BOSTON — Harvard Pilgrim and Tufts Health Plan say they’re exploring a merger. This would help the companies compete with Blue Cross Blue Shield of Massachusetts, currently the largest insurer in the state, but not everyone thinks the union is a good idea.

Tufts and Harvard Pilgrim have signed what’s called a non-binding memorandum of understanding — in the dating world you might call this courting. They say a union could reduce health care costs and slow increases in premiums. But some health care experts say it’s not clear that’s true.

Meredith Rosenthal researches health policy reform and competition among health care providers. She is a professor at Harvard University’s School of Public Health.

“On the one hand, more consolidation of health insurers could raise premiums for consumers under the standard theory of monopoly power. On the other hand, however, there are important benefits to size in health insurance,” Rosenthal said.

For example, a united company could share administrative costs and find efficient ways to adopt health care reform measures. And a bigger insurance company would be able to better negotiate reimbursement contracts with hospitals and doctors.

The ability to negotiate down the costs of procedures with hospitals is key, according to Anya Rader Wallack. She is in charge of health reform for the state of Vermont. Before that she headed the Massachusetts Medicaid Policy Institute.

Wallack said this merger could be good for Massachusetts, but it depends on the state Attorney General Martha Coakley, and how deeply she vets the proposal.

A 2009 analysis shows that premiums increased 7 percent after two big health insurers merged. That’s because hospitals responded by banding together, and they were able to charge more for their procedures.

“She has to look at not just what do they promise, but what is their capability? So can they back up that promise, without compromising health care quality?” Wallack said.

Meanwhile, it’s clear hospitals are worried about this shifting landscape. While there are a number of smaller insurers operating here, this merger would mean the field would narrow to two big ones.

“If we’re coming to a place in Massachusetts where there are only two insurers, that does raise serious concerns,” said Tim Gens, the executive vice president of the Massachusetts Hospital Association.

“If they are not able to be in a situation via the negotiation table, and be fair and have a balanced negotiation. Then again, that could ultimately destabilize the health care delivery system, and again, that’s neither good for those who provide care of those who pay for care or those who receive care,” Gens said.

This is exactly what worries Harvard Business School health care economist Regina Herzlinger. She thinks a merger will set off an arms race between insurers and hospitals.

“Here’s what happens: An 800-pound gorilla comes into your neighborhood and says, ‘Unless you pay me some money, I’m going to beat you up.’ So what are you going to do? You’re going to become an 800-pound gorilla yourself and then when that big insurer shows up and says, ‘Cut your prices or else,’ you’re going to say, ‘Or else what? I’m just as big as you. What the heck are you going to do to me?’ ” Herzlinger said.
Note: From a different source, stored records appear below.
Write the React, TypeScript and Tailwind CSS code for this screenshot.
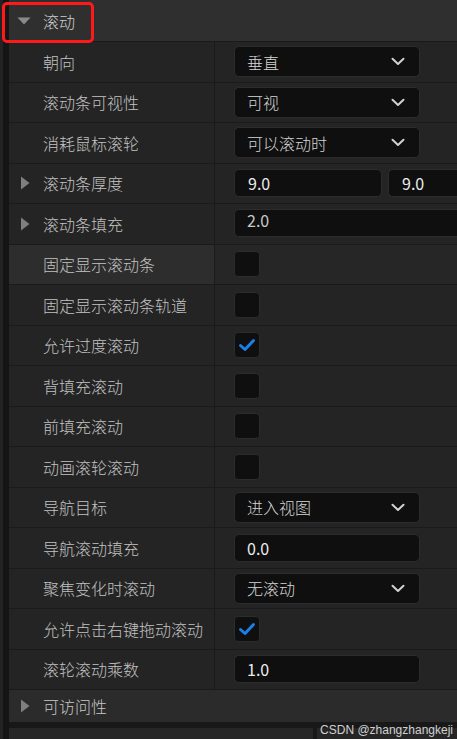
import React from 'react';

type Row =
  | { label: string; kind: 'select'; value: string; expand?: boolean }
  | { label: string; kind: 'number'; value: string; expand?: boolean }
  | { label: string; kind: 'vector'; value: string; expand?: boolean }
  | { label: string; kind: 'check'; checked: boolean; hover?: boolean };

const ROWS: Row[] = [
  { label: '朝向', kind: 'select', value: '垂直' },
  { label: '滚动条可视性', kind: 'select', value: '可视' },
  { label: '消耗鼠标滚轮', kind: 'select', value: '可以滚动时' },
  { label: '滚动条厚度', kind: 'vector', value: '9.0', expand: true },
  { label: '滚动条填充', kind: 'number', value: '2.0', expand: true },
  { label: '固定显示滚动条', kind: 'check', checked: false, hover: true },
  { label: '固定显示滚动条轨道', kind: 'check', checked: false },
  { label: '允许过度滚动', kind: 'check', checked: true },
  { label: '背填充滚动', kind: 'check', checked: false },
  { label: '前填充滚动', kind: 'check', checked: false },
  { label: '动画滚轮滚动', kind: 'check', checked: false },
  { label: '导航目标', kind: 'select', value: '进入视图' },
  { label: '导航滚动填充', kind: 'number', value: '0.0' },
  { label: '聚焦变化时滚动', kind: 'select', value: '无滚动' },
  { label: '允许点击右键拖动滚动', kind: 'check', checked: true },
  { label: '滚轮滚动乘数', kind: 'number', value: '1.0' },
];

const font = { fontFamily: '"Noto Sans CJK SC", "Noto Sans", sans-serif' };

function RightTri() {
  return (
    <svg width="10" height="14" viewBox="0 0 10 14" className="shrink-0">
      <path d="M1 0.5 L9.5 7 L1 13.5 Z" fill="#7f7f7f" />
    </svg>
  );
}

function DownTri() {
  return (
    <svg width="14" height="8" viewBox="0 0 14 8" className="shrink-0">
      <path d="M0.5 0.5 L13.5 0.5 L7 7.5 Z" fill="#8a8a8a" />
    </svg>
  );
}

function Chevron() {
  return (
    <svg width="14" height="9" viewBox="0 0 14 9">
      <path d="M1.5 1.8 L7 7 L12.5 1.8" fill="none" stroke="#d2d2d2" strokeWidth="2" strokeLinecap="round" strokeLinejoin="round" />
    </svg>
  );
}

function Value({ row }: { row: Row }) {
  if (row.kind === 'select') {
    return (
      <div className="ml-[19px] w-[186px] h-[31px] rounded-[5px] bg-[#0f0f0f] border border-[#2c2c2c] flex items-center justify-between pl-[12px] pr-[14px]">
        <span className="text-[16px] font-light text-[#d6d6d6]">{row.value}</span>
        <Chevron />
      </div>
    );
  }
  if (row.kind === 'number') {
    const full = row.expand;
    return (
      <div
        className={`ml-[19px] h-[28px] rounded-[5px] bg-[#0f0f0f] border border-[#2c2c2c] flex items-center pl-[12px] ${
          full ? 'flex-1 rounded-r-none border-r-0 self-start mt-[5px]' : 'w-[186px]'
        }`}
      >
        <span className={`text-[16px] ${full ? 'text-[#c8c8c8] -mt-[6px]' : 'text-[#ececec]'}`}>{row.value}</span>
      </div>
    );
  }
  if (row.kind === 'vector') {
    return (
      <div className="ml-[19px] flex-1 flex gap-[6px]">
        <div className="w-[148px] h-[28px] rounded-[5px] bg-[#0f0f0f] border border-[#2c2c2c] flex items-center pl-[13px]">
          <span className="text-[16px] text-[#ececec]">{row.value}</span>
        </div>
        <div className="flex-1 h-[28px] rounded-l-[5px] bg-[#0f0f0f] border border-r-0 border-[#2c2c2c] flex items-center pl-[13px]">
          <span className="text-[16px] text-[#ececec]">{row.value}</span>
        </div>
      </div>
    );
  }
  return (
    <div className="ml-[19px] w-[26px] h-[26px] rounded-[4px] bg-[#0f0f0f] border border-[#2c2c2c] flex items-center justify-center">
      {row.checked && (
        <svg width="18" height="14" viewBox="0 0 18 14">
          <path d="M2.5 7.5 L7 11.5 L15.5 2.5" fill="none" stroke="#1a7fe6" strokeWidth="3" strokeLinecap="round" strokeLinejoin="round" />
        </svg>
      )}
    </div>
  );
}

export default function App() {
  return (
    <div className="w-[457px] h-[739px] bg-[#1c1c1c] flex overflow-hidden" style={font}>
      {/* left edge strip */}
      <div className="w-[9px] shrink-0 flex">
        <div className="w-[3px] bg-[#232323]" />
        <div className="w-[6px] bg-[#151515]" />
      </div>

      <div className="flex-1 flex flex-col min-w-0">
        {/* category header */}
        <div className="h-[42px] shrink-0 bg-[#2f2f2f] border-b border-[#1a1a1a] flex items-center relative">
          <div className="pl-[8px] flex items-center gap-[12px]">
            <DownTri />
            <span className="text-[16px] font-light text-[#d0d0d0]">滚动</span>
          </div>
          <div className="absolute left-[-7px] top-[2px] w-[92px] h-[41px] border-[3px] border-[#ff1a1a] rounded-[5px]" />
        </div>

        {ROWS.map((row, i) => {
          const hover = row.kind === 'check' && row.hover;
          return (
            <div
              key={i}
              className={`h-[40.5px] shrink-0 flex border-b border-[#1a1a1a] ${hover ? 'bg-[#2d2d2d]' : 'bg-[#242424]'}`}
            >
              <div className="w-[206px] shrink-0 flex items-center border-r border-[#1a1a1a]">
                <div className="w-[34px] pl-[11px] flex items-center">
                  {'expand' in row && row.expand ? <RightTri /> : null}
                </div>
                <span className="text-[16px] font-light text-[#c2c2c2] whitespace-nowrap">{row.label}</span>
              </div>
              <div className={`flex-1 flex items-center min-w-0 ${hover ? 'bg-[#262626]' : ''}`}>
                <Value row={row} />
              </div>
            </div>
          );
        })}

        {/* collapsed category */}
        <div className="h-[32px] shrink-0 bg-[#2b2b2b] flex items-center">
          <div className="w-[34px] pl-[11px] flex items-center">
            <RightTri />
          </div>
          <span className="text-[16px] font-light text-[#c8c8c8]">可访问性</span>
        </div>

        {/* bottom panels */}
        <div className="h-[6px] shrink-0 bg-[#181818]" />
        <div className="flex-1 flex bg-[#181818] relative">
          <div className="w-[304px] bg-[#262626]" />
          <div className="w-[4px]" />
          <div className="flex-1 bg-[#262626]" />
          <span
            className="absolute right-[4px] top-[-7px] text-[12px] text-[#d0d0d0]"
            style={{ fontFamily: '"Liberation Sans", Arial, sans-serif' }}
          >
            CSDN @zhangzhangkeji
          </span>
        </div>
      </div>
    </div>
  );
}
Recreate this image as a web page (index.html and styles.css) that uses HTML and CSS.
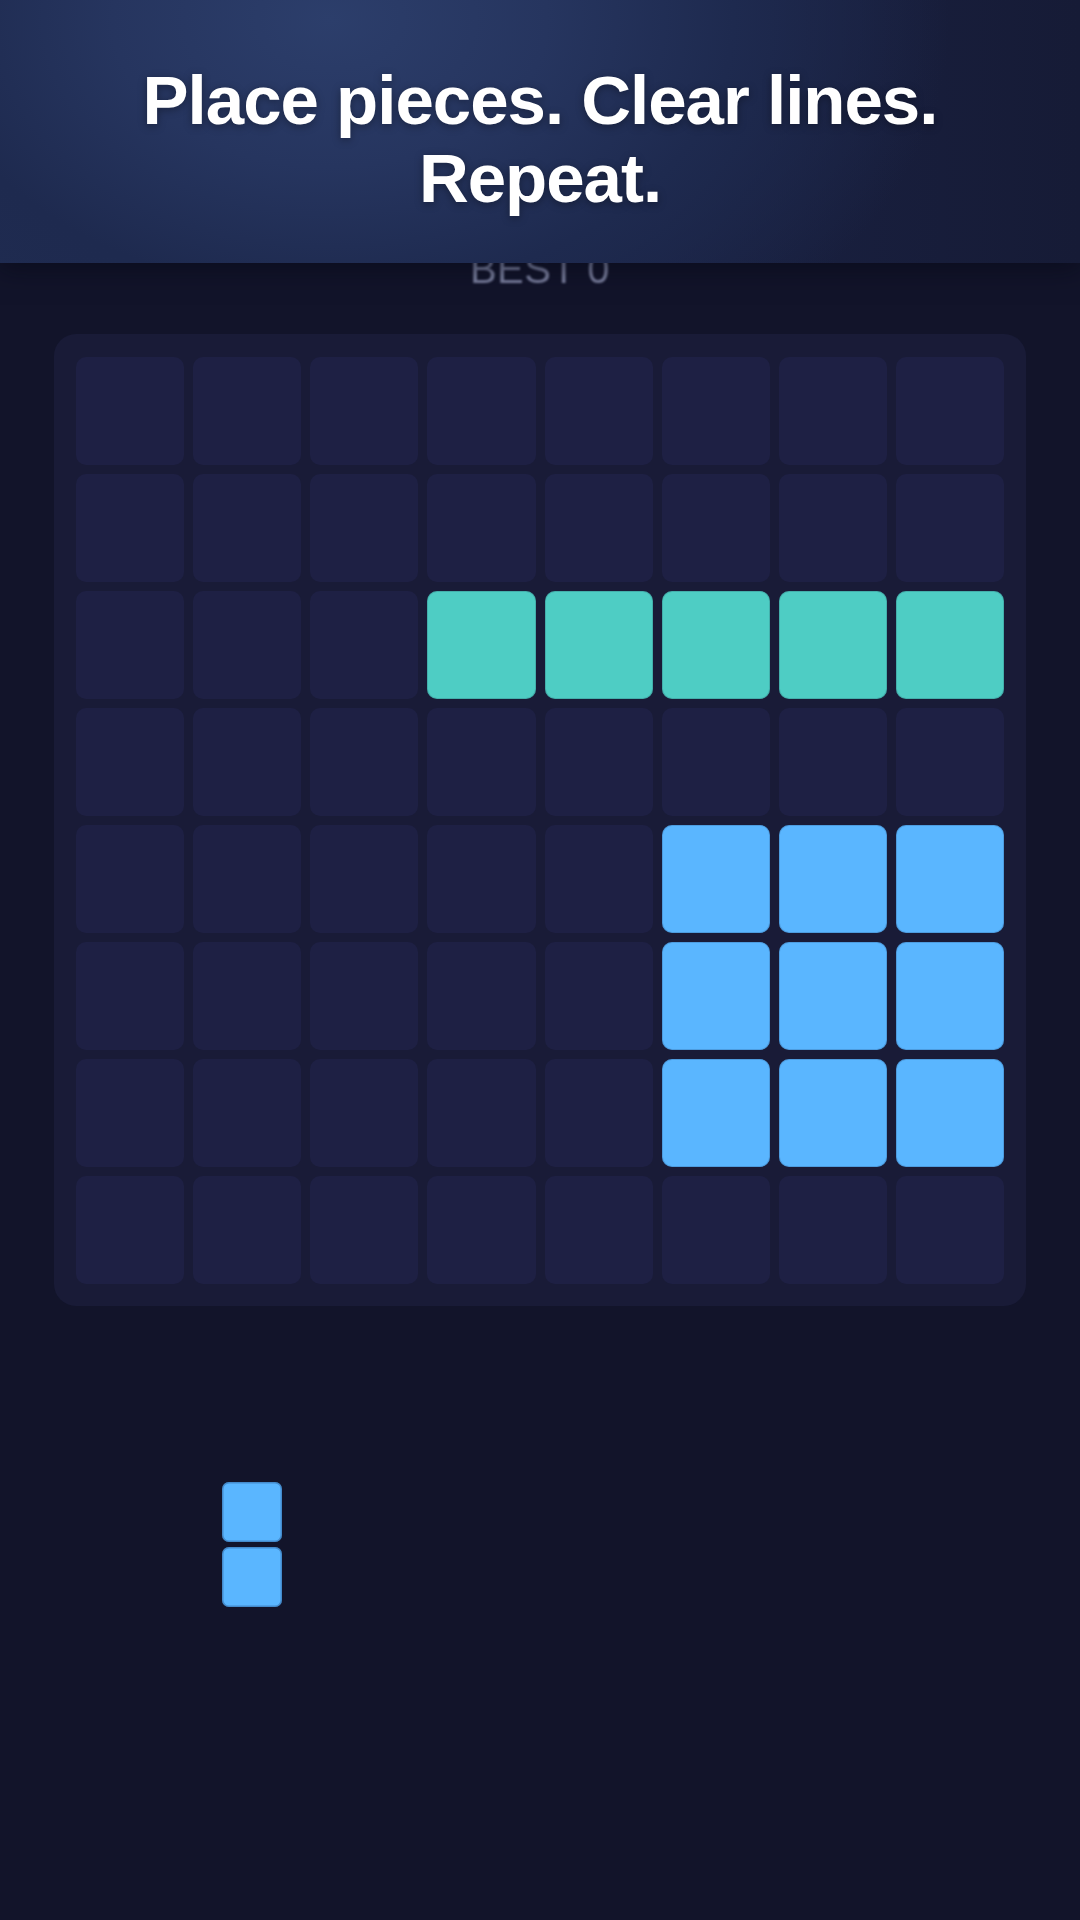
FILE: index.html
```html
<!DOCTYPE html>
<html lang="en">
<head>
<meta charset="utf-8">
<title>Block Puzzle</title>
<link rel="stylesheet" href="styles.css">
</head>
<body>
<header class="banner">
  <h1 class="banner-title">Place pieces. Clear lines.<br>Repeat.</h1>
</header>
<main class="game">
  <div class="best">BEST 0</div>
  <div class="board">
    <div class="cell"></div><div class="cell"></div><div class="cell"></div><div class="cell"></div><div class="cell"></div><div class="cell"></div><div class="cell"></div><div class="cell"></div>
    <div class="cell"></div><div class="cell"></div><div class="cell"></div><div class="cell"></div><div class="cell"></div><div class="cell"></div><div class="cell"></div><div class="cell"></div>
    <div class="cell"></div><div class="cell"></div><div class="cell"></div><div class="cell teal"></div><div class="cell teal"></div><div class="cell teal"></div><div class="cell teal"></div><div class="cell teal"></div>
    <div class="cell"></div><div class="cell"></div><div class="cell"></div><div class="cell"></div><div class="cell"></div><div class="cell"></div><div class="cell"></div><div class="cell"></div>
    <div class="cell"></div><div class="cell"></div><div class="cell"></div><div class="cell"></div><div class="cell"></div><div class="cell blue"></div><div class="cell blue"></div><div class="cell blue"></div>
    <div class="cell"></div><div class="cell"></div><div class="cell"></div><div class="cell"></div><div class="cell"></div><div class="cell blue"></div><div class="cell blue"></div><div class="cell blue"></div>
    <div class="cell"></div><div class="cell"></div><div class="cell"></div><div class="cell"></div><div class="cell"></div><div class="cell blue"></div><div class="cell blue"></div><div class="cell blue"></div>
    <div class="cell"></div><div class="cell"></div><div class="cell"></div><div class="cell"></div><div class="cell"></div><div class="cell"></div><div class="cell"></div><div class="cell"></div>
  </div>
  <div class="tray">
    <div class="piece">
      <div class="block"></div>
      <div class="block"></div>
    </div>
  </div>
</main>
</body>
</html>
```

FILE: styles.css
```css
html, body {
  margin: 0;
  padding: 0;
}
body {
  width: 1080px;
  height: 1920px;
  background: #12142a;
  font-family: "Liberation Sans", Arial, Helvetica, sans-serif;
  position: relative;
  overflow: hidden;
}
.banner {
  position: absolute;
  top: 0;
  left: 0;
  right: 0;
  height: 263px;
  box-sizing: border-box;
  padding-top: 62px;
  background:
    radial-gradient(ellipse 620px 420px at 330px 20px, #2c3e6b 0%, #26355f 35%, #1e2a4f 65%, rgba(24,29,56,0) 100%),
    linear-gradient(90deg, #202c52 0%, #1a2244 55%, #161b36 100%);
  box-shadow: 0 6px 24px rgba(6, 8, 20, 0.55);
  z-index: 2;
}
.banner-title {
  margin: 0;
  text-align: center;
  color: #ffffff;
  font-family: "Liberation Sans", Arial, Helvetica, sans-serif;
  font-weight: 700;
  font-size: 69px;
  line-height: 78px;
  letter-spacing: -1px;
  text-shadow: 0 2px 8px rgba(0, 0, 0, 0.35);
}
.game {
  padding-top: 245px;
  display: flex;
  flex-direction: column;
  align-items: center;
}
.best {
  font-size: 40px;
  line-height: 48px;
  color: #7b809f;
  letter-spacing: 0.5px;
  filter: blur(0.8px);
}
.board {
  margin-top: 41px;
  width: 972px;
  height: 972px;
  box-sizing: border-box;
  padding: 23px 22px 22px 22px;
  background: #191b37;
  border-radius: 22px;
  display: grid;
  grid-template-columns: repeat(8, 1fr);
  grid-template-rows: repeat(8, 1fr);
  gap: 9px;
}
.cell {
  background: #1e2044;
  border-radius: 10px;
}
.cell.teal {
  background: #4ecdc4;
  box-shadow: inset 0 0 0 1px rgba(20, 40, 60, 0.18);
}
.cell.blue {
  background: #5ab6ff;
  box-shadow: inset 0 0 0 1px rgba(20, 40, 80, 0.18);
}
.tray {
  align-self: stretch;
  margin-top: 176px;
  padding-left: 222px;
  display: flex;
}
.piece {
  display: flex;
  flex-direction: column;
  gap: 5px;
}
.block {
  width: 60px;
  height: 60px;
  border-radius: 7px;
  background: #5ab6ff;
  box-shadow: inset 0 0 0 1.5px rgba(30, 60, 110, 0.35);
}
```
Herzlinger pointed to a 2009 study of consolidation in other states. The National Bureau of Economic Research published an analysis showing that premiums increased 7 percent after two big health insurers merged. That’s because hospitals responded by banding together, and they were able to charge more for their procedures. So the insurers may want to bring down costs, but she said joining forces isn’t going to do it.

Massachusetts’ attorney general and the state’s Division of Insurance will review the final plan and decide whether to allow a merger.